I am in Buenos Aires taking language classes. My new year’s resolution this year was to become fluent in Spanish. For whatever reason I decided to pull my high school Spanish skills out of the attic of my mind and polish them off. I’m trying to get over a hump. I finally want to be able to definitively and with complete confidence and no reservations know that I speak Spanish. I want to reach the point where I don’t have to think about it. I want it to just come naturally. Quiero hablar español. But why? What’s the big deal? Why is this my new year’s resolution and why am I spending my time and energy pursuing it?
I’m learning a language because of the possibility. I’m learning Spanish because I’ve realized that the possibility of your mind far surpasses your physical ability to go places and see things. I want to experience travel and the world and relationships in a completely different way. I’m learning a language for the sake of it and for the romance of it.
Today I finished my sixth week of class at Academia Buenos Aires. I study five days a week 9:30am to 1:30pm and I endure a hellish 45 minute commute in a subway car packed full of Porteños during the morning rush. I come home to a share house with one Argentinean guy named Nico, three French girls; Pauline, Morgane, Amelie, and two British girls, Daisy and Rosie. We have an asado, we drink mate, and we speak only Spanish at home. I spend a great deal of time with my Argentinean friends. I switched the language setting in Facebook to Spanish. I’m watching movies only in Spanish and tonight I’m even going to the theater. Bars, restaurants, clubs, busses, subways, taxis, parks, cafes, music, emails, texts, avenues, shops, museums, concerts- everywhere I’m speaking Spanish. I have friendships and relationships with people whom I’ve only spoken to in Spanish.

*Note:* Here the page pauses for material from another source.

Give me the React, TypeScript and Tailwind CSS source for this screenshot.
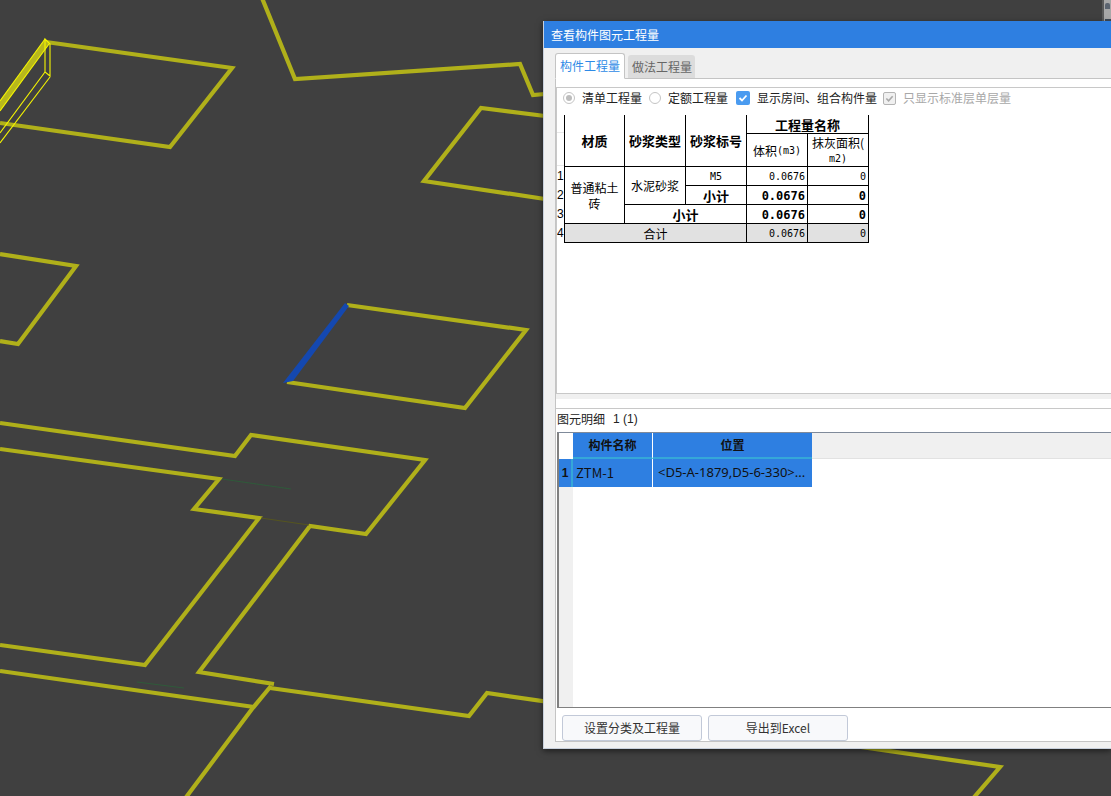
import React from "react";

const Y = "#b0b01a";
const cjk = "font-['Noto_Sans_CJK_SC',sans-serif]";

const paths: string[] = [
  "M46,42 L232,68 L170,147 L0,123",
  "M262,-2 L295,79 L520,64 L533,95 L545,94",
  "M545,116 L481,108 L424,181 L545,199",
  "M0,254 L76,266 L18,344 L0,341",
  "M347,305 L526,330 L465,408 L287,382",
  "M0,423 L235,456 L251,435 L425,460 L366,534 L310,526 L199,672 L274,684",
  "M0,449 L219,479 L194,509 L259,518 L145,665 L0,645",
  "M0,671 L254,707",
  "M270,688 L469,716 L487,693 L1000,767 L970,802",
  "M271,686 L252,709 L184,800",
];

function Canvas() {
  return (
    <svg className="absolute left-0 top-0" width={1111} height={796} viewBox="0 0 1111 796">
      <g fill="none" stroke={Y} strokeWidth={4.2} strokeLinejoin="miter" strokeMiterlimit={6}>
        {paths.map((d) => (
          <path key={d} d={d} />
        ))}
      </g>
      <polygon points="345,303 349,306 293,381 283,383" fill="#1448b0" />
      <g stroke="#2f5a3a" strokeWidth={1} fill="none">
        <path d="M222,479 L291,489" />
        <path d="M137,682 L184,688" />
      </g>
      <path d="M261,518 L309,525" stroke="#55551f" strokeWidth={1} fill="none" />
      {/* selected column wireframe */}
      <path d="M45,39 L0,101 L0,111 L49,44 Z" fill="#b8b81c" />
      <g fill="none" stroke="#f6f600" strokeWidth={1.1}>
        <path d="M45,39 L0,101" />
        <path d="M49,44 L0,111" />
        <path d="M45,39 L50,44 L50,76 L45,72 Z" />
        <path d="M45,72 L0,133" />
        <path d="M50,77 L0,143" />
      </g>
    </svg>
  );
}

const cell = "bg-white flex items-center justify-center pt-px text-black";
const head = `${cell} font-bold text-[13px] leading-[16px]`;
const mono = "font-['DejaVu_Sans_Mono','Noto_Sans_CJK_SC',monospace]";

function QuantityTable() {
  return (
    <div className="flex">
      <div className="w-[7px] flex flex-col overflow-hidden text-[12px] leading-[18px] text-black font-['Liberation_Sans',sans-serif]">
        <div className="h-[18px] border-b border-[#e8e8e8]" />
        <div className="h-[33px] border-b border-[#e8e8e8]" />
        <div className="h-[19px] pt-px">1</div>
        <div className="h-[19px] pt-px">2</div>
        <div className="h-[19px] pt-px">3</div>
        <div className="h-[19px] pt-px">4</div>
      </div>
      <div className={`grid grid-cols-[59px_60px_60px_60px_60px] grid-rows-[18px_32px_18px_18px_18px_18px] gap-px bg-black pl-px pb-px pr-px ${cjk}`}>
        <div className={`${head} row-span-2`}>材质</div>
        <div className={`${head} row-span-2`}>砂浆类型</div>
        <div className={`${head} row-span-2`}>砂浆标号</div>
        <div className={`${head} col-span-2`}>工程量名称</div>
        <div className={`${cell} text-[12px]`}>
          体积<span className={`${mono} text-[10px]`}>(m3)</span>
        </div>
        <div className={`${cell} text-[12px] leading-[14px] text-center`}>
          <span>
            抹灰面积(
            <br />
            <span className={`${mono} text-[10px]`}>m2)</span>
          </span>
        </div>

        <div className={`${cell} row-span-3 text-[12px] leading-[16px] text-center`}>
          <span>
            普通粘土
            <br />
            砖
          </span>
        </div>
        <div className={`${cell} row-span-2 text-[12px]`}>水泥砂浆</div>
        <div className={`${cell} ${mono} text-[10px]`}>M5</div>
        <div className={`${cell} ${mono} text-[10px] !justify-end pr-[2px]`}>0.0676</div>
        <div className={`${cell} ${mono} text-[10px] !justify-end pr-[2px]`}>0</div>

        <div className={head}>小计</div>
        <div className={`${cell} ${mono} text-[12px] font-bold !justify-end pr-[2px]`}>0.0676</div>
        <div className={`${cell} ${mono} text-[12px] font-bold !justify-end pr-[2px]`}>0</div>

        <div className={`${head} col-span-2`}>小计</div>
        <div className={`${cell} ${mono} text-[12px] font-bold !justify-end pr-[2px]`}>0.0676</div>
        <div className={`${cell} ${mono} text-[12px] font-bold !justify-end pr-[2px]`}>0</div>

        <div className="col-span-3 bg-[#e1e1e1] flex items-center justify-center pt-px text-[12px] text-black">合计</div>
        <div className={`bg-[#e1e1e1] flex items-center justify-end pt-px pr-[2px] text-[10px] text-black ${mono}`}>0.0676</div>
        <div className={`bg-[#e1e1e1] flex items-center justify-end pt-px pr-[2px] text-[10px] text-black ${mono}`}>0</div>
      </div>
    </div>
  );
}

function Options() {
  return (
    <div className={`h-[27px] pb-[7px] flex items-center text-[12px] leading-none text-[#222] ${cjk}`}>
      <span className="ml-[6px] w-[12px] h-[12px] rounded-full border border-[#c4c4c4] flex items-center justify-center">
        <span className="w-[6px] h-[6px] rounded-full bg-[#bdbdbd]" />
      </span>
      <span className="ml-[7px]">清单工程量</span>
      <span className="ml-[7px] w-[12px] h-[12px] rounded-full border border-[#c4c4c4] bg-white" />
      <span className="ml-[7px]">定额工程量</span>
      <span className="ml-[8px] w-[14px] h-[14px] rounded-[2px] bg-[#4a9bf0] flex items-center justify-center">
        <svg width="10" height="10" viewBox="0 0 10 10" fill="none" stroke="#fff" strokeWidth="1.8">
          <path d="M1.5,5 L4,7.5 L8.5,2.5" />
        </svg>
      </span>
      <span className="ml-[7px]">显示房间、组合构件量</span>
      <span className="ml-[6px] w-[13px] h-[13px] rounded-[2px] border border-[#b4b4b4] bg-[#f0f0f0] flex items-center justify-center">
        <svg width="9" height="9" viewBox="0 0 10 10" fill="none" stroke="#a8a8a8" strokeWidth="1.8">
          <path d="M1.5,5 L4,7.5 L8.5,2.5" />
        </svg>
      </span>
      <span className="ml-[7px] text-[#a8a8a8]">只显示标准层单层量</span>
    </div>
  );
}

function DetailGrid() {
  return (
    <div className="h-[276px] ml-px border-t border-t-[#7f8a9a] border-b border-b-[#808080] border-l-2 border-l-[#808080] flex flex-col">
      <div className="h-[26px] flex shrink-0">
        <div className="w-[14px] bg-white" />
        <div className="w-[80px] bg-[#2e7fe1] border-b-2 border-b-[#35a7d8] border-r border-r-white flex items-center justify-center font-bold text-[12px] text-[#111]">
          构件名称
        </div>
        <div className="w-[159px] bg-[#2e7fe1] border-b-2 border-b-[#35a7d8] flex items-center justify-center font-bold text-[12px] text-[#111]">
          位置
        </div>
        <div className="flex-1 bg-[#f0f0f0] border-b border-b-[#e2e2e2]" />
      </div>
      <div className="flex flex-1 min-h-0">
        <div className="w-[14px] bg-[#f0f0f0] flex flex-col">
          <div className="h-[28px] bg-[#2e7fe1] border-r-2 border-r-[#35a7d8] flex items-center justify-center font-bold text-[12px] text-[#111] font-['Liberation_Sans',sans-serif]">
            1
          </div>
        </div>
        <div className="flex-1 bg-white">
          <div className="h-[28px] flex">
            <div className="w-[80px] bg-[#2e7fe1] border-r border-r-white flex items-center pl-[3px] text-[13px] text-[#111]">
              ZTM-1
            </div>
            <div className="w-[159px] bg-[#2e7fe1] flex items-center pl-[5px] text-[13px] text-[#111] whitespace-nowrap overflow-hidden font-['Noto_Sans',sans-serif]">
              &lt;D5-A-1879,D5-6-330&gt;...
            </div>
          </div>
        </div>
      </div>
    </div>
  );
}

function Dialog() {
  return (
    <div className={`absolute left-[543px] top-[21px] w-[568px] h-[728px] flex flex-col border-l border-b border-[#c8d0dc] bg-[#f0f0f0] shadow-[0_2px_6px_rgba(0,0,0,0.55)] ${cjk}`}>
      <div className="h-[27px] shrink-0 bg-[#2e7fe1] flex items-center pl-[7px] text-[12px] text-white">查看构件图元工程量</div>
      <div className="flex-1 flex flex-col pl-[11px] pb-[6px] min-h-0">
        <div className="h-[30px] shrink-0 flex items-end text-[12px]">
          <div className="w-[70px] h-[26px] -mb-px z-10 border border-[#c4c4c4] border-b-white bg-white rounded-t-[3px] flex items-center justify-center text-[#2e8ae6]">
            构件工程量
          </div>
          <div className="ml-[3px] w-[67px] h-[23px] pl-px bg-[#dcdcdc] rounded-t-[3px] flex items-center justify-center text-[#666]">
            做法工程量
          </div>
        </div>
        <div className="flex-1 min-h-0 border border-[#c4c4c4] border-r-0 bg-white pt-[8px] flex flex-col">
          <div className="h-[307px] shrink-0 border-t border-b border-l border-[#c8c8c8] bg-white">
            <Options />
            <QuantityTable />
          </div>
          <div className="h-[5px] shrink-0 bg-[#f0f0f0]" />
          <div className="h-[9px] shrink-0" />
          <div className="h-[24px] shrink-0 border-t border-[#c8c8c8] pl-px pb-[4px] flex items-center gap-[8px] text-[12px] text-[#222]">
            <span>图元明细</span>
            <span className="font-['Liberation_Sans',sans-serif]">1 (1)</span>
          </div>
          <DetailGrid />
          <div className="flex gap-[6px] pl-[6px] pt-[7px]">
            <button className="w-[140px] h-[26px] bg-[#f8f9fb] border border-[#c2c9d8] rounded-[3px] text-[12px] text-[#333]">设置分类及工程量</button>
            <button className="w-[140px] h-[26px] bg-[#f8f9fb] border border-[#c2c9d8] rounded-[3px] text-[12px] text-[#333]">导出到Excel</button>
          </div>
        </div>
      </div>
    </div>
  );
}

export default function App() {
  return (
    <div className="relative w-[1111px] h-[796px] overflow-hidden bg-[#404040]">
      <Canvas />
      <div className="absolute right-0 top-0 w-[9px] h-[21px] bg-[#a8a8a8] border-l-2 border-l-[#5a5a5a]">
        <div className="ml-[1px] mt-[3px] w-[5px] h-[6px] bg-[#5b6470] rounded-t-[2px]" />
        <div className="ml-[1px] mt-[10px] w-[6px] h-[2px] bg-[#3e4a58]" />
      </div>
      <Dialog />
    </div>
  );
}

I’m getting better for sure. In school I’m level 5 out of 9 and there’s lots more left to go, but I’m at the point where I live my days completely immersed in a foreign language. I’ve gotten settled into an apartment in one of the world’s great cities. This year I’m trying to see fewer places and spend more time in each place. Buenos Aires and I are currently in a monogamous travel relationship and I’m falling in love with it. The world seems new and I’m learning purely for the sake of learning.
I’m lucky to be able to do this. It’s one of the happiest times of my life. I’m going to try to update this blog more… the thing is I’m just having way too much fun speaking Spanish.